The book is not a study of all combinations, but merely of those combinations that have (or had) monopolistic power, and that are properly designated as trusts. It is a study of monopolistic aggregations of capital under unified management. It contains no discussion of the experience of foreign countries, and only a brief (incidental) discussion of the experience of our fortyeight states. Material on these subjects was collected, but is omitted from the book for want of space, and because of a conviction that the trust problem is a national one, to be settled in the light of the conditions of our particular national life. The analysis of the six representative trusts is not intended to be complete; the aim has been merely to present the data in sufficient fullness to bring out concretely the reasons for forming trusts, the sources of their monopoly power, their tactics, and their economic consequences. In general, the history of individual trusts is not carried beyond the date of the dissolution proceedings instituted by the Department of Justice of the United States. Adequate reliable data for the subsequent history of these trusts are not available; and, moreover, the purpose is not to present a complete history of the representative trusts, but to explain the national policy toward trusts as evidenced by our laws and the manner of their enforcement.

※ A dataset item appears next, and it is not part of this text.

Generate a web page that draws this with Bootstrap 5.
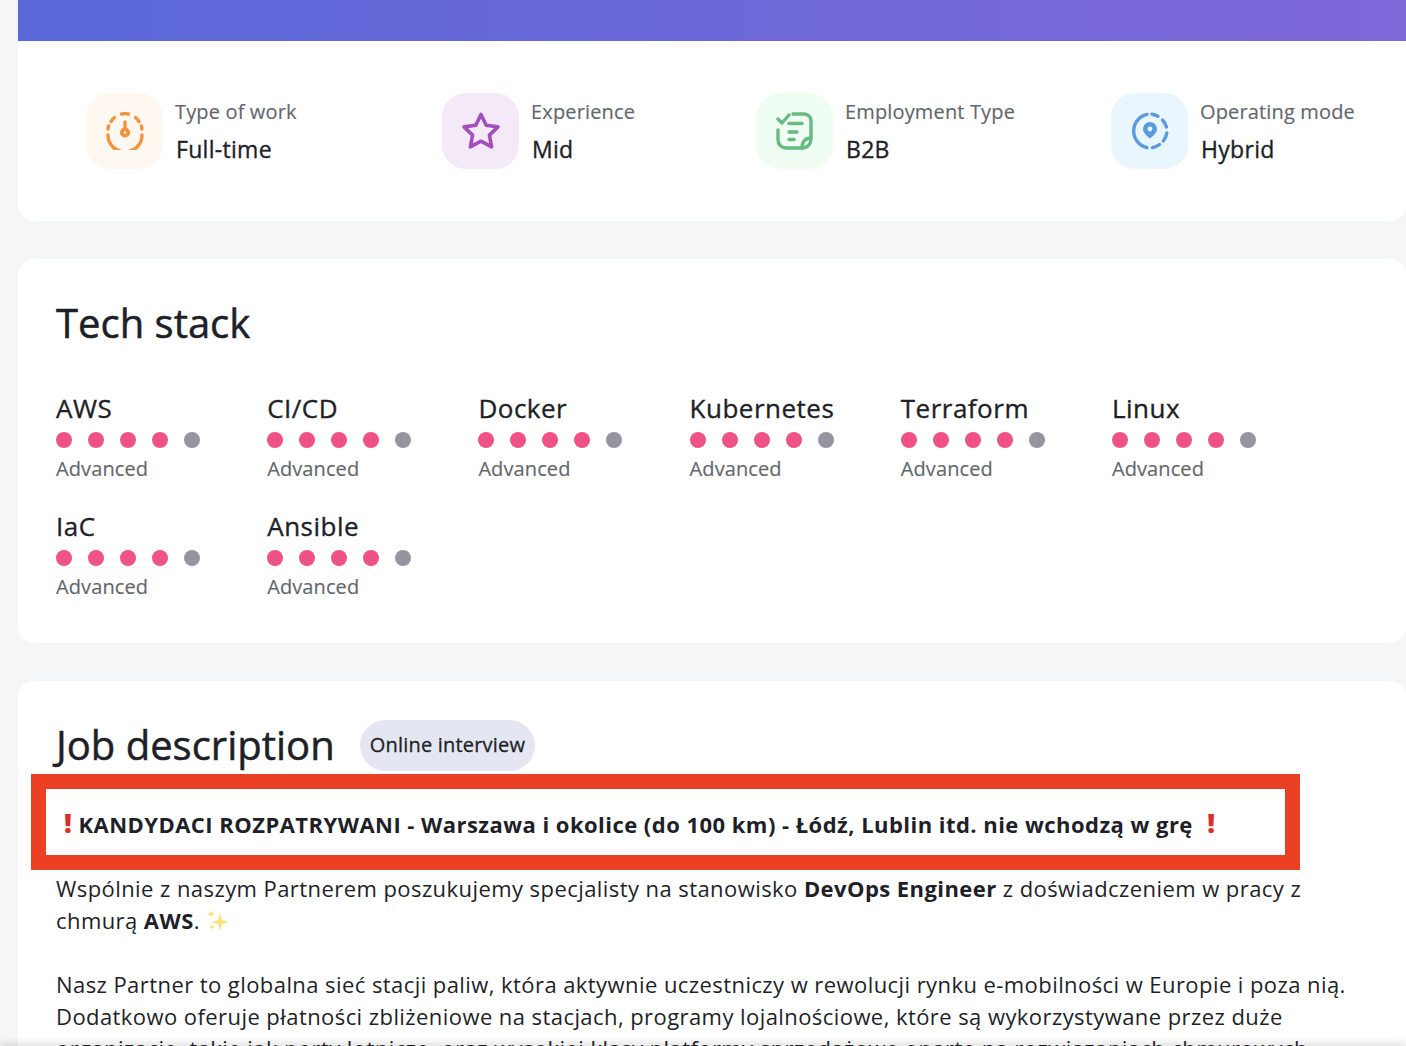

The outstanding feature of the trust problem is its complexity. In the preface to an earlier book-"The Anthracite Coal Combination in the United States"-the author, after a detailed study of the facts connected with a particular combination, took occasion to emphasize the complex character of the trust question; and time has only served to deepen this early conviction. There is, so it would appear, no one solution of the problem; for we are confronted by a complex group of issues that must be dealt with collectively if any solution is to be had. The method of approach to this complicated problem has been that of the scientific investigator. The author would be neither advocate nor accuser. We are, in truth, in the grip of mighty forces,-forces that are modifying fundamentally the world's organization of industry; and he would be rash indeed who would venture to predict with assurance what the immediate future holds in store for us whether regulated competition, regulated monopoly, or public ownership in one form or another. Or possibly even some new untried venture into hitherto unexplored economic fields. The author is therefore content to present primarily a record rather than an argument or a prophecy.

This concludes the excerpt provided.